とりあえず目の前の不安が取り除かれたといったところか。
松江、雲南、安来の3市を走る一畑バス4路線(マリンプラザ、御津、大東、荒島)の廃止方針を巡り、松江市が23日、一畑バスや雲南、安来両市との協議の結果、4路線とも代替策のめどが立ったと発表した。
松江市島根町と市中心部を結ぶマリンプラザ線は、一部の区間や便数を縮小しつつ、通勤、通学時間帯などに配慮して存続すると方針転換。他の3路線は廃止になるものの、同市営バスや松江、雲南両市のコミュニティバスなどを充てて対応する。
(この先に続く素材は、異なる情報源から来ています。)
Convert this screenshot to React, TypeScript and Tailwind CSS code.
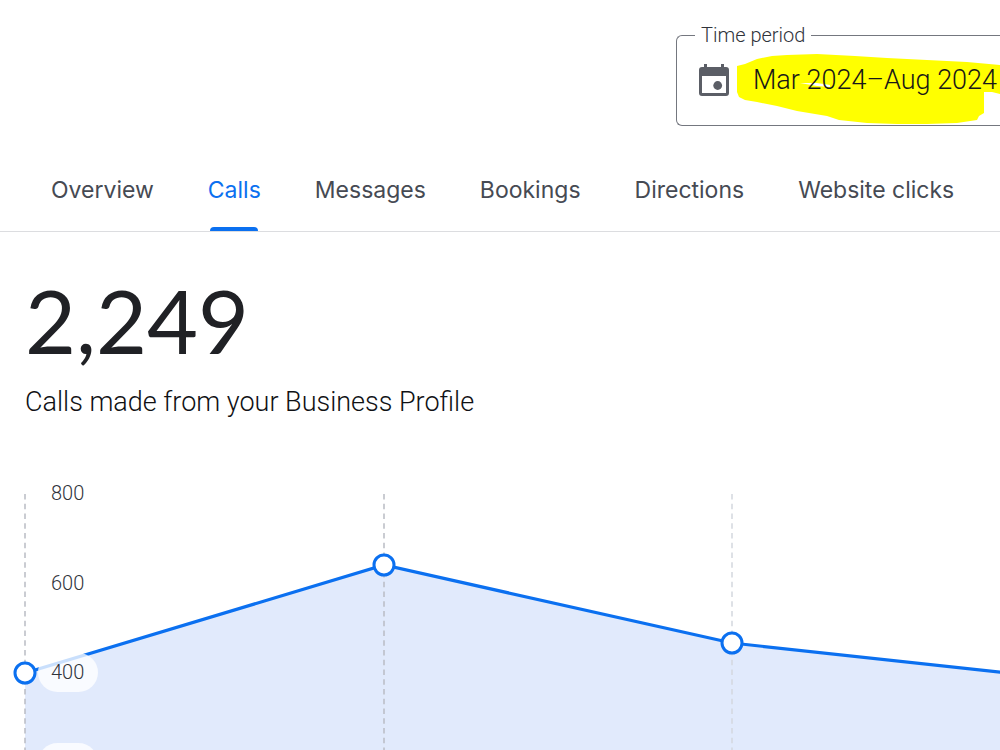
/**
 * Business Profile performance: calls view.
 *
 * Header with the time period picker, metric tabs, headline total and the
 * monthly calls chart.
 */
import { clsx } from "clsx"

interface Tab {
  label:   string
  active?: boolean
}

const TABS: Tab[] = [
  { label: "Overview" },
  { label: "Calls", active: true },
  { label: "Messages" },
  { label: "Bookings" },
  { label: "Directions" },
  { label: "Website clicks" },
]

function CalendarIcon() {
  return (
    <svg viewBox="0 0 30 34" className="h-[34px] w-[30px] shrink-0" aria-hidden="true">
      <path
        fill="#5b5e66"
        fillRule="evenodd"
        d="M5 1h3v3h14V1h3v3h2a3 3 0 0 1 3 3v23a3 3 0 0 1-3 3H3a3 3 0 0 1-3-3V7a3 3 0 0 1 3-3h2zM3 13v17h24V13z"
      />
      <circle cx="18.7" cy="22.5" r="4.4" fill="#5b5e66" />
    </svg>
  )
}

function Highlight() {
  return (
    <svg
      viewBox="0 0 263 70"
      className="pointer-events-none absolute left-[60px] top-[9px] h-[70px] w-[263px]"
      aria-hidden="true"
    >
      <path
        fill="#ffff00"
        d="M0 12 8 10 20 5 35 2 50 1 80 0 118 2 150 4 190 6 230 8 263 11V40L255 38 247 38 247 59 242 62 240 66 220 69 190 70 160 70 130 69 102 66 90 62 60 57 40 52 20 48 8 46 2 43 0 38z"
      />
      <path fill="#fff" d="M63 29 80 29 93 31 93 33 80 32z" />
    </svg>
  )
}

function TimePeriod() {
  return (
    <fieldset className="relative h-[101px] w-[324px] rounded-l-md border border-r-0 border-[#74777f] pl-[18px]">
      <legend className="px-1.5 text-[20px] leading-5 font-light text-[#30333b]">Time period</legend>
      <Highlight />
      <button
        type="button"
        className="relative flex items-center gap-6 whitespace-nowrap pl-1 pt-[18px] text-[27px] leading-8 font-light text-[#181818]"
      >
        <CalendarIcon />
        Mar 2024–Aug 2024
      </button>
    </fieldset>
  )
}

function MetricTabs() {
  return (
    <nav className="flex gap-[54px] overflow-hidden border-b border-[#dcdde0] pl-[51px]">
      {TABS.map((tab) => (
        <a
          key={tab.label}
          href="#"
          aria-current={tab.active ? "page" : undefined}
          className={clsx(
            "flex shrink-0 flex-col items-center font-['Inter'] text-[23px] leading-8",
            tab.active ? "text-[#0b70f0]" : "text-[#464a53]",
          )}
        >
          {tab.label}
          <span
            className={clsx(
              "mt-[21px] h-1 w-12 rounded-t",
              tab.active ? "bg-[#0b70f0]" : "bg-transparent",
            )}
          />
        </a>
      ))}
    </nav>
  )
}

// Chart coordinates, one point per month
const POINTS = [
  { x: 25,   y: 193, grid: "#b9bcc3" },
  { x: 384,  y: 85,  grid: "#b9bcc3" },
  { x: 732,  y: 163, grid: "#d3d7de" },
  { x: 1090, y: 202, grid: "#d3d7de" },
]

const AXIS = [
  { label: "800", y: 20 },
  { label: "600", y: 110 },
  { label: "400", y: 199 },
]

const LINE = POINTS.map((p) => `${p.x},${p.y}`).join(" ")

function CallsChart() {
  return (
    <svg
      viewBox="0 0 1000 270"
      className="block h-auto w-full"
      role="img"
      aria-label="Calls per month"
    >
      <polygon points={`25,270 ${LINE} 1090,270`} fill="#e1eafc" />
      {POINTS.map((p) => (
        <line
          key={p.x}
          x1={p.x}
          x2={p.x}
          y1="14"
          y2="270"
          stroke={p.grid}
          strokeWidth="1.5"
          strokeDasharray="5.5 4.25"
        />
      ))}
      <polyline points={LINE} fill="none" stroke="#0b70f0" strokeWidth="3.2" />

      {/* Pills keep the axis labels readable over the area */}
      <rect x="38" y="173" width="60" height="39" rx="19.5" fill="#fff" fillOpacity="0.78" />
      <rect x="38" y="263" width="60" height="39" rx="19.5" fill="#fff" fillOpacity="0.78" />

      {AXIS.map((tick) => (
        <text key={tick.label} x="51" y={tick.y} fontSize="20" fontWeight="300" fill="#30333b">
          {tick.label}
        </text>
      ))}
      {POINTS.map((p) => (
        <circle key={p.x} cx={p.x} cy={p.y} r="10" fill="#fff" stroke="#0b70f0" strokeWidth="3" />
      ))}
    </svg>
  )
}

export default function App() {
  return (
    <div className="min-h-screen overflow-hidden bg-white font-['Roboto',sans-serif]">
      <header className="flex justify-end pt-[25px]">
        <TimePeriod />
      </header>

      <div className="pt-12">
        <MetricTabs />
      </div>

      <main>
        <section className="px-[25px] pt-10">
          <h1 className="font-['Lato'] text-[88px] leading-[96px] text-[#202125]">2,249</h1>
          <p className="pt-[18px] text-[27px] leading-8 font-light text-[#101114]">
            Calls made from your Business Profile
          </p>
        </section>
        <div className="pt-[62px]">
          <CallsChart />
        </div>
      </main>
    </div>
  )
}
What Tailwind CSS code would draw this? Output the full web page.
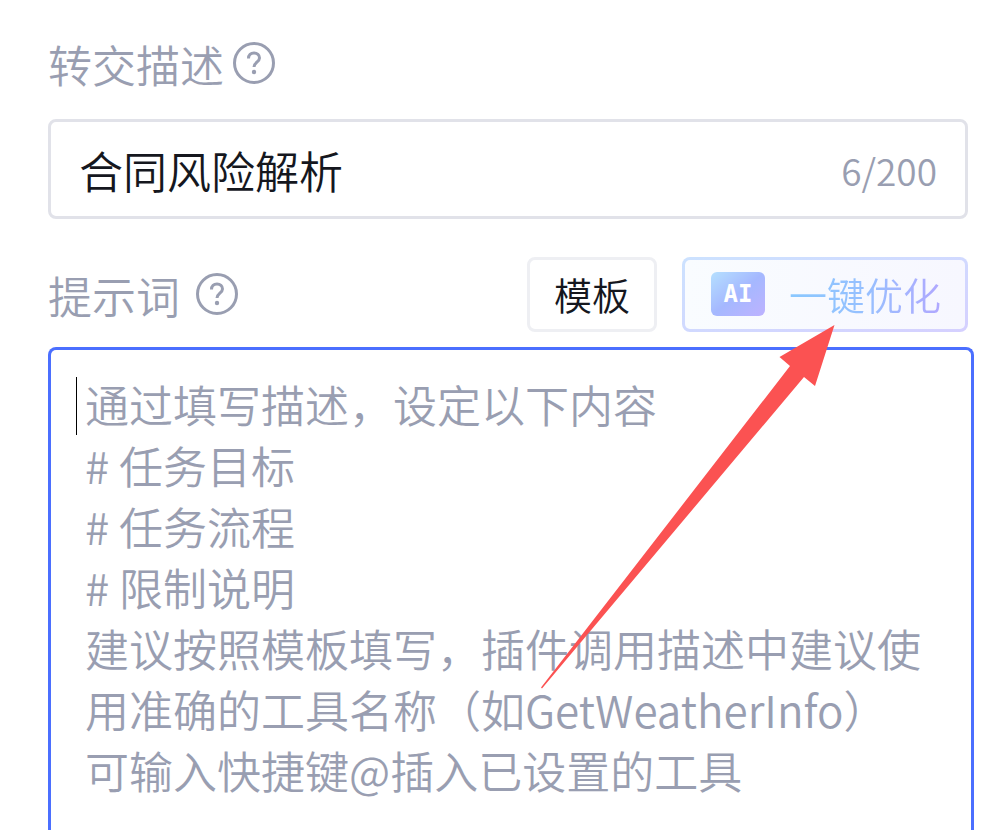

一畑バスが示した廃止時期は9月末だが、島根県教育委員会によると、3市8校の県立高校で少なくとも71人の生徒が通学に利用。松江市立皆美が丘女子高や同市内の私立4校にも影響を受ける生徒がいる。
何より、今春の高校受験を控える中学3年生の進路選択にも左右する問題。マリンプラザ線の存続は、市の要望を受けて一畑側が再考したという。
会見した上定昭仁市長は、県立高校入試の願書の受け付けが29日に始まるのを踏まえ、「路線が確保される点を考慮してもらい、進路選択の参考にしてほしい」と呼びかけた。
ぎりぎりのタイミングではあるが、気をもんでいた生徒や保護者には朗報だろう。気兼ねなく進路を選んでほしい。
とはいえ、あくまで眼前の不安が払拭されただけで、廃止や縮小の理由である運転手不足が解消されたわけではない。4月から運転手の残業時間規制が強化され、路線バスをはじめとする運輸や物流業界などで人手不足が深刻になる「2024年問題」が本格化する。
松江市交通局もこの問題を控え、運転手の増員がなければ現状ダイヤでの運行は困難とし、前倒しで23年10月に市営バス4路線の減便に踏み切った。
何も山陰両県に限った動きではない。帝国データバンクは23年11月、公営バスを除く全国の民間路線バス運行業者127社のうち、約8割の98社が23年中に「減便・廃止」を実施し、24年に予定・検討中を含めると計103社に膨らむという調査結果を発表した。事態は深刻だ。
一方で、思い切った対策を講じる事業者も出てきた。長野市の長電バスは21日から「運転手が充足されるまで当面の間」の期限付きで、通学・通勤・通院に比較的影響の少ない日曜日の運休を始めた。
冬山シーズンや訪日外国人客の輸送など繁忙期を迎え、運転手の良好な労働環境を担保するのが狙いで、「苦渋の選択」という。周知不足だったのか初日は一部で混乱が見られたが、平日の路線維持を考えると、やむを得ない措置だろう。
また、東京都内で自治体の委託を受け、コミュニティ(路線)バスとスクールバスを運行する日立自動車交通は、両方の業務を交互に行う「ハイブリッド乗務」を新たに導入。業務の平準化によって運転手の休みが取りやすくなり、長時間労働の解消にもつながっているという。
こうした取り組みは山陰両県のバス事業者にとって参考になるだろう。運転手の確保には、待遇改善が待ったなしだ。同時に、運行日や便数などに影響が出る場合は、丁寧な説明と利用者の理解が求められる。